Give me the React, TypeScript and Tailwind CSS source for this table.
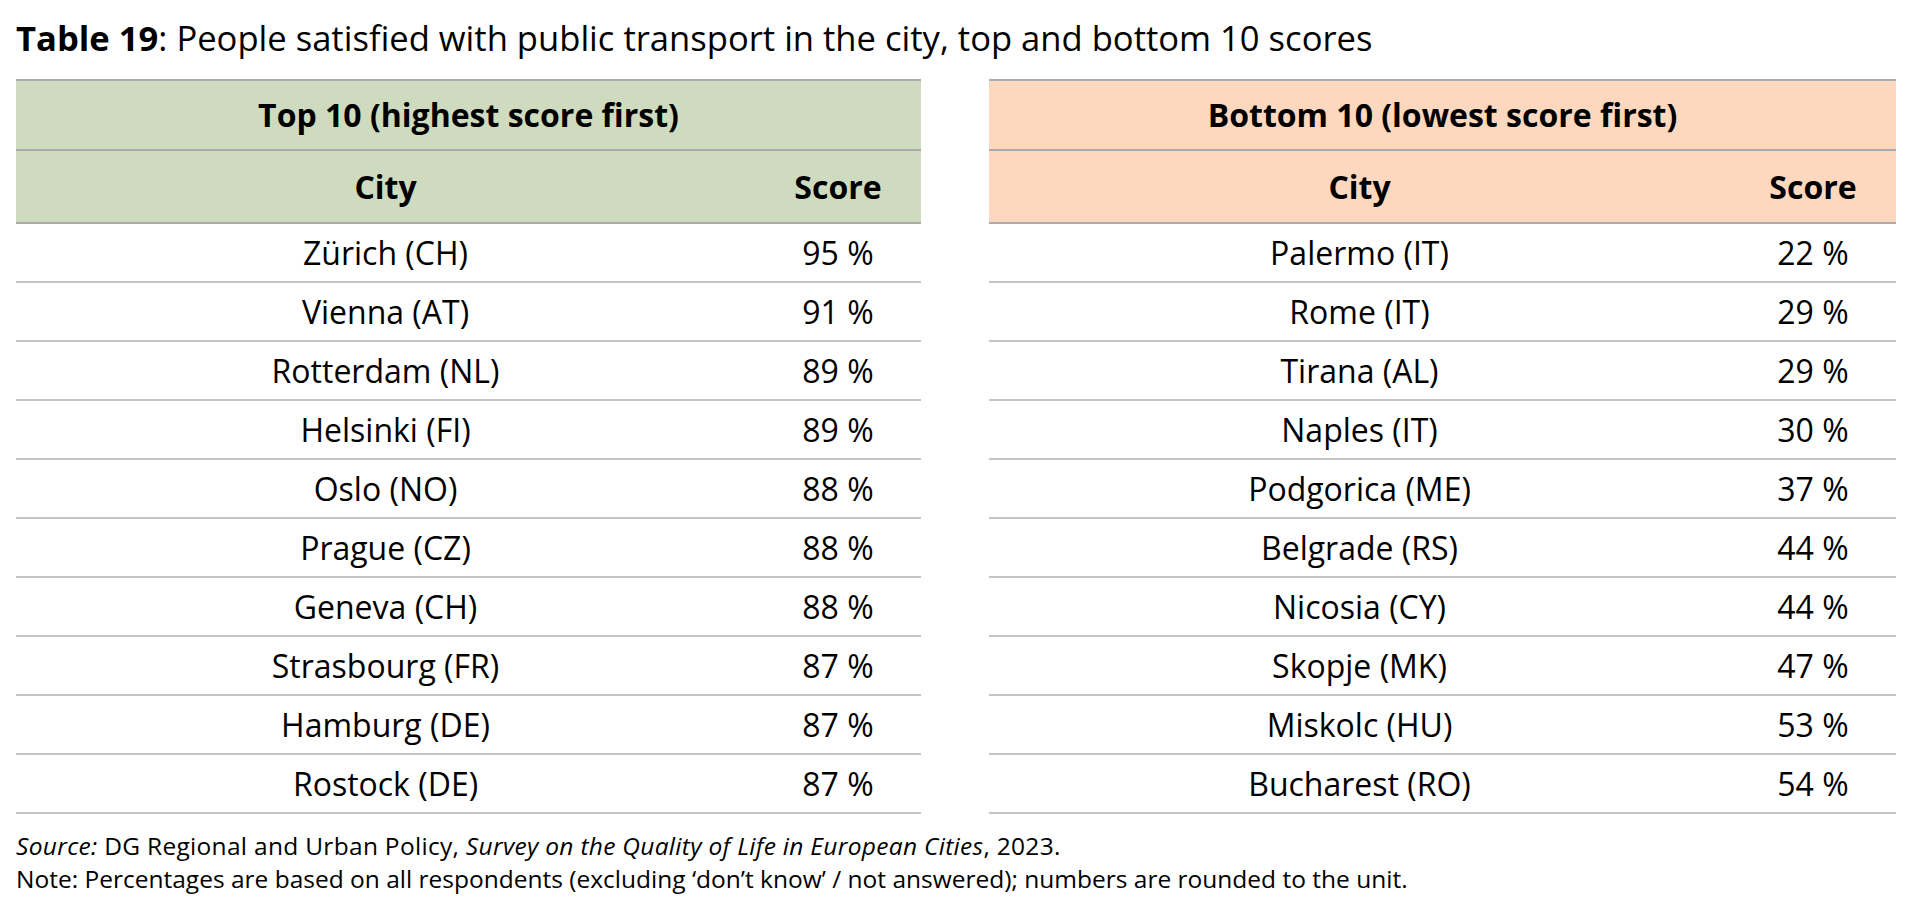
import React from 'react';

type Row = { city: string; score: string };

const top10: Row[] = [
    { city: 'Zürich (CH)', score: '95 %' },
    { city: 'Vienna (AT)', score: '91 %' },
    { city: 'Rotterdam (NL)', score: '89 %' },
    { city: 'Helsinki (FI)', score: '89 %' },
    { city: 'Oslo (NO)', score: '88 %' },
    { city: 'Prague (CZ)', score: '88 %' },
    { city: 'Geneva (CH)', score: '88 %' },
    { city: 'Strasbourg (FR)', score: '87 %' },
    { city: 'Hamburg (DE)', score: '87 %' },
    { city: 'Rostock (DE)', score: '87 %' },
];

const bottom10: Row[] = [
    { city: 'Palermo (IT)', score: '22 %' },
    { city: 'Rome (IT)', score: '29 %' },
    { city: 'Tirana (AL)', score: '29 %' },
    { city: 'Naples (IT)', score: '30 %' },
    { city: 'Podgorica (ME)', score: '37 %' },
    { city: 'Belgrade (RS)', score: '44 %' },
    { city: 'Nicosia (CY)', score: '44 %' },
    { city: 'Skopje (MK)', score: '47 %' },
    { city: 'Miskolc (HU)', score: '53 %' },
    { city: 'Bucharest (RO)', score: '54 %' },
];

interface ScoreTableProps {
    title: string;
    rows: Row[];
    headBg: string;
    cols: string;
    width: string;
}

const ScoreTable: React.FC<ScoreTableProps> = ({ title, rows, headBg, cols, width }) => {
    return (
        <div className={`${width} border-t-2 border-[#ababab]`}>
            <div className={`${headBg} h-[70px] flex items-center justify-center border-b-2 border-[#ababab] font-bold text-[32px]`}>
                {title}
            </div>
            <div className={`${headBg} ${cols} grid h-[73px] items-center border-b-2 border-[#ababab] font-bold text-[32px]`}>
                <div className="text-center">City</div>
                <div className="text-center">Score</div>
            </div>
            {rows.map((row) => (
                <div key={row.city} className={`${cols} grid h-[59px] items-center border-b-2 border-[#c4c4c4] text-[32px]`}>
                    <div className="text-center">{row.city}</div>
                    <div className="text-center">{row.score}</div>
                </div>
            ))}
        </div>
    );
}

export default function App() {
    return (
        <div className="w-[1908px] h-[918px] bg-white text-black px-[16px] pt-[18px] font-['Open_Sans',sans-serif]">
            <h1 className="text-[34.6px] leading-[40px] mb-[21px]">
                <span className="font-bold">Table 19</span>: People satisfied with public transport in the city, top and bottom 10 scores
            </h1>
            <div className="flex gap-[68px]">
                <ScoreTable
                    title="Top 10 (highest score first)"
                    rows={top10}
                    headBg="bg-[#cedbbe]"
                    cols="grid-cols-[739px_166px]"
                    width="w-[905px]"
                />
                <ScoreTable
                    title="Bottom 10 (lowest score first)"
                    rows={bottom10}
                    headBg="bg-[#fdd7be]"
                    cols="grid-cols-[741px_166px]"
                    width="w-[907px]"
                />
            </div>
            <div className="mt-[15px] text-[24.5px] leading-[33px]">
                <p className="tracking-[0.3px]">
                    <i>Source:</i> DG Regional and Urban Policy, <i>Survey on the Quality of Life in European Cities</i>, 2023.
                </p>
                <p>
                    Note: Percentages are based on all respondents (excluding ‘don’t know’ / not answered); numbers are rounded to the unit.
                </p>
            </div>
        </div>
    );
}
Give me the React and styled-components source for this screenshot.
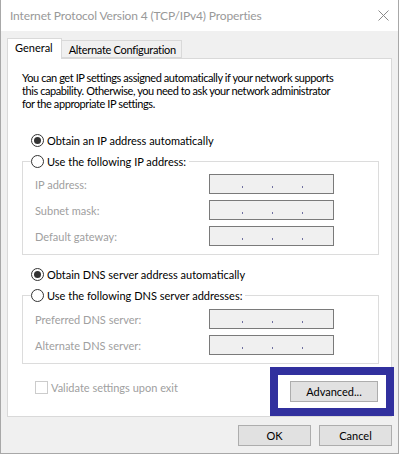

-*-*-

=== YOUR TASK ===
Repeat, exactly and in full, each line from the start of the data to the line that contains "string; score: string". Pictures do not go in.

=== TASK RESULT ===
Give me the React, TypeScript and Tailwind CSS source for this table.
import React from 'react';

type Row = { city: string; score: string };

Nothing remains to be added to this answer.